BBC Two has commissioned a major new TV series documenting the huge number of archaeological discoveries being made along the length of the HS2 route.

Made by Lion Television, Britain's Biggest Dig (w/t) has been granted exclusive access to HS2's archaeology teams, offering a unique opportunity to record and explore the biggest archaeological excavation that has ever taken place in Britain. The series will reveal the stories of people from the Stone Age right up to the 20th century - not just on the route itself, but right across the country.

Throughout the archaeological works, cameras will capture what is happening on site, from excavating huge Georgian and Victorian inner-city graveyards to finding the remains of Romano-British homes. The series will also dig deep into the archives to tell the stories of those who lived and were buried on the route - from painters and London prizefighters to medieval peasants and lords. With the use of the latest archaeological science, it will also explore the wider stories about what these sites can tell us, including where people came from and the food that they ate.

Patrick Holland, Controller, BBC Two, says: "This is a major series following this unprecedented archaeological project. The HS2 digs promise to reveal secrets throughout a vast timeline of British history and I am delighted that BBC Two will be following the journey."

Tom McDonald, Head of Commissioning, Natural History and Specialist Factual, says: "It's thrilling to be there from the very start of what is unquestionably one of the most significant archaeological endeavours in British history. It promises to make us re-interrogate what we think we know about British history and give us an extraordinary and privileged insight into the past."

Bill Locke, Director of Specialist Factual, Lion TV, says: "This 'line through time' is a unique and exciting opportunity to explore the story of Britain through a single massive archaeological project that promises many exceptional discoveries.

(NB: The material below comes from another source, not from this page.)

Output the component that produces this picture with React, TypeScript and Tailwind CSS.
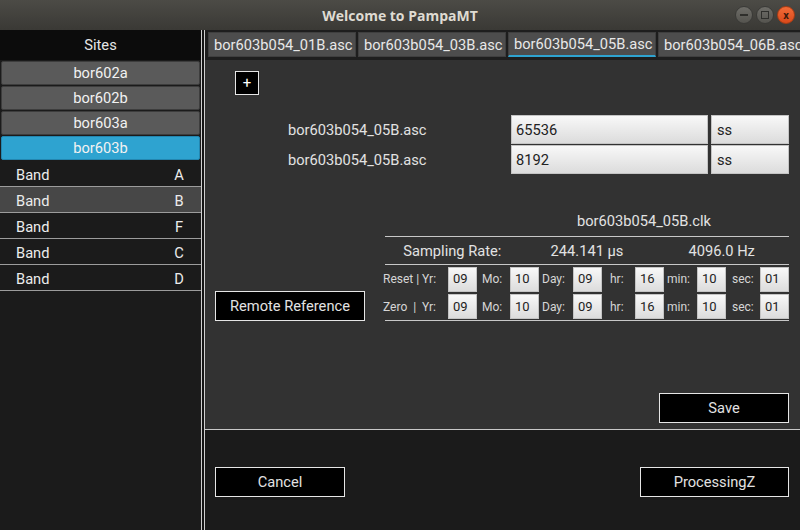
import React from "react";

const sites = ["bor602a", "bor602b", "bor603a", "bor603b"];
const bands = ["A", "B", "F", "C", "D"];
const tabs = ["bor603b054_01B.asc", "bor603b054_03B.asc", "bor603b054_05B.asc", "bor603b054_06B.asc"];

function TimeBox({ v }: { v: string }) {
  return (
    <div className="flex h-[25px] items-center border border-[#c4c4c4] bg-gradient-to-b from-[#f8f8f8] to-[#dcdcdc] pl-[4px] text-[13px] text-[#222]">
      {v}
    </div>
  );
}

function TimeRow({ label, h }: { label: string; h: string }) {
  return (
    <div className={`grid grid-cols-[63px_29px_33px_29px_34px_29px_33px_29px_33px_29px_34px_29px] items-center text-[12px] text-[#d6d6d6] ${h}`}>
      <span className="-ml-[2px] whitespace-pre">{label}</span>
      <TimeBox v="09" />
      <span className="pl-[5px]">Mo:</span>
      <TimeBox v="10" />
      <span className="pl-[3px]">Day:</span>
      <TimeBox v="09" />
      <span className="pl-[8px]">hr:</span>
      <TimeBox v="16" />
      <span className="pl-[3px]">min:</span>
      <TimeBox v="10" />
      <span className="pl-[6px]">sec:</span>
      <TimeBox v="01" />
    </div>
  );
}

function DarkButton({ children, className }: { children: React.ReactNode; className: string }) {
  return (
    <button className={`flex h-[30px] items-center justify-center border border-[#e6e6e6] bg-black text-[#e2e2e2] ${className}`}>
      {children}
    </button>
  );
}

export default function App() {
  return (
    <div className="flex h-[530px] w-[800px] flex-col overflow-hidden font-['Roboto',sans-serif] text-[14.67px]">
      {/* title bar */}
      <div className="grid h-[30px] shrink-0 grid-cols-[1fr_auto_1fr] items-center bg-gradient-to-b from-[#4c4b46] to-[#3a3935]">
        <div />
        <span className="font-['Open_Sans',sans-serif] text-[14px] font-bold text-[#dfdbd2]">Welcome to PampaMT</span>
        <div className="flex justify-end gap-[3px] pr-[5px]">
          <span className="flex h-[18px] w-[18px] items-center justify-center rounded-full border border-[#3a3a37] bg-gradient-to-b from-[#6e6d68] to-[#55544f]">
            <span className="h-[2px] w-[8px] bg-[#2f2f2c]" />
          </span>
          <span className="flex h-[18px] w-[18px] items-center justify-center rounded-full border border-[#3a3a37] bg-gradient-to-b from-[#6e6d68] to-[#55544f]">
            <span className="h-[8px] w-[8px] border-[1.5px] border-[#2f2f2c]" />
          </span>
          <span className="flex h-[18px] w-[18px] items-center justify-center rounded-full border border-[#a83c14] bg-gradient-to-b from-[#f26b37] to-[#d9491a] text-[11px] font-bold leading-none text-[#3b1a0c]">
            x
          </span>
        </div>
      </div>

      <div className="flex min-h-0 flex-1">
        {/* sidebar */}
        <div className="flex w-[201px] shrink-0 flex-col bg-[#1b1b1b]">
          <div className="flex h-[30px] items-center justify-center bg-[#0c0c0c] text-[#e6e6e6]">Sites</div>
          <div className="flex flex-col px-[1px] pt-[1px]">
            {sites.map((s) => (
              <div
                key={s}
                className={`mb-[1px] flex h-[24px] items-center justify-center rounded-[2px] border text-[#f2f2f2] ${
                  s === "bor603b" ? "border-[#2386b0] bg-[#2ea3d0]" : "border-[#3d3d3d] bg-[#5a5a5a]"
                }`}
              >
                {s}
              </div>
            ))}
          </div>
          {bands.map((b) => (
            <div
              key={b}
              className={`flex h-[26px] items-center justify-between border-b border-[#9c9c9c] pl-[16px] pr-[12px] pt-[2px] text-[#ececec] ${
                b === "B" ? "bg-[#474747]" : ""
              }`}
            >
              <span>Band</span>
              <span className="w-[20px] text-center">{b}</span>
            </div>
          ))}
        </div>

        {/* splitter */}
        <div className="w-[4px] shrink-0 border-x border-[#cfcfcf] bg-[#141414]" />

        {/* main */}
        <div className="flex min-w-0 flex-1 flex-col">
          <div className="flex h-[30px] shrink-0 gap-[2px] overflow-hidden bg-[#1e1e1e] pl-[3px] pt-[2px]">
            {tabs.map((t) => (
              <div
                key={t}
                className={`flex h-[25px] w-[148px] shrink-0 items-center border border-[#3f3f3f] bg-[#4d4d4d] pl-[5px] text-[#e8e8e8] ${
                  t === "bor603b054_05B.asc" ? "border-b-2 border-b-[#2ea3d0]" : ""
                }`}
              >
                {t}
              </div>
            ))}
          </div>

          <div className="flex h-[369px] shrink-0 flex-col bg-[#323232] text-[#e2e2e2]">
            <button className="ml-[30px] mt-[11px] flex h-[24px] w-[24px] items-center justify-center border border-[#e6e6e6] bg-black text-[15px] text-white">
              +
            </button>

            <div className="mt-[20px] flex flex-col gap-[1px] pl-[83px]">
              {["65536", "8192"].map((v) => (
                <div key={v} className="flex items-center">
                  <span className="w-[223px]">bor603b054_05B.asc</span>
                  <div className="flex h-[29px] w-[197px] items-center border border-[#c4c4c4] bg-gradient-to-b from-[#f8f8f8] to-[#dcdcdc] pl-[4px] text-[#222]">
                    {v}
                  </div>
                  <div className="ml-[3px] flex h-[29px] w-[78px] items-center border border-[#c4c4c4] bg-gradient-to-b from-[#f8f8f8] to-[#dcdcdc] pl-[5px] text-[#222]">
                    ss
                  </div>
                </div>
              ))}
            </div>

            <div className="mt-[34px] flex">
              <div className="flex w-[180px] flex-col justify-end pl-[10px]">
                <DarkButton className="w-[150px]">Remote Reference</DarkButton>
              </div>
              <div className="flex w-[404px] flex-col">
                <div className="h-[26px] pl-[192px] leading-[26px]">bor603b054_05B.clk</div>
                <div className="mt-[2px] h-px bg-[#c8c8c8]" />
                <div className="grid h-[27px] grid-cols-3 items-center pt-[1px] text-center">
                  <span>Sampling Rate:</span>
                  <span>244.141 µs</span>
                  <span>4096.0 Hz</span>
                </div>
                <div className="h-px bg-[#c8c8c8]" />
                <TimeRow label="Reset | Yr:" h="h-[28px]" />
                <TimeRow label="Zero  |  Yr:" h="h-[27px]" />
                <div className="h-px bg-[#c8c8c8]" />
              </div>
            </div>

            <div className="mt-auto flex justify-end pb-[6px] pr-[11px]">
              <DarkButton className="w-[130px]">Save</DarkButton>
            </div>
          </div>

          <div className="h-px shrink-0 bg-[#c8c8c8]" />

          <div className="flex flex-1 items-start justify-between bg-[#1b1b1b] pl-[10px] pr-[11px] pt-[37px]">
            <DarkButton className="w-[130px]">Cancel</DarkButton>
            <DarkButton className="w-[149px]">ProcessingZ</DarkButton>
          </div>
        </div>
      </div>
    </div>
  );
}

We will be there every step of the way with the HS2 archaeologists, seeing what they turn up and following it to the labs for analysis, and tracking down key documents, enabling us to piece together the wider story of Britain through the millennia and the lives of the people, ordinary and extraordinary, who lived here before us."

Highlights include:

London - Saint James Gardens, Euston
The excavation of more than 45,000 Georgian and Victorian burials - the largest population ever excavated in Britain - will give us a rare opportunity to understand how Londoners lived and died during the period when the city became the most populous and important in the world.

Stoke Mandeville, Buckinghamshire - St Mary's Church
An estimated 5,000 skeletons are a gateway into the medieval world and beyond, from the Black Death to farm labourers and civil wars; this is a fantastic chance to study the history of a single rural community over a thousand-year period.

Birmingham - Park Street Burial Ground
One of the biggest burial ground excavations ever to have taken place outside London, and an amazing opportunity to understand the lives of Brummies during the Industrial Revolution and beyond: who were Birmingham's new population, and where did they come from? Next door is one of the bases of the real Peaky Blinders - the Park Street Gang - as well as the site of sectarian riots against Irish immigrants and the hub of the city that became the 'workshop of the world'.

Boddington/Wormleighton – Warwickshire
Possibly 3,000 years of history in one location. We'll set out to discover what impact the Roman invasion, the coming of the Saxons, and the Norman conquest had on rural Britain - and understand why some settlements were abandoned, whilst others remained.

Britain's Biggest Dig (w/t) is a Lion TV production for BBC Two. The executive producer is Bill Locke and the series producers are Izzy Charman and Harvey Lilley. It was commissioned by Patrick Holland, Controller, BBC Two and Tom McDonald, Head of Commissioning, Natural History and Specialist Factual. The BBC Commissioning Editor is Simon Young.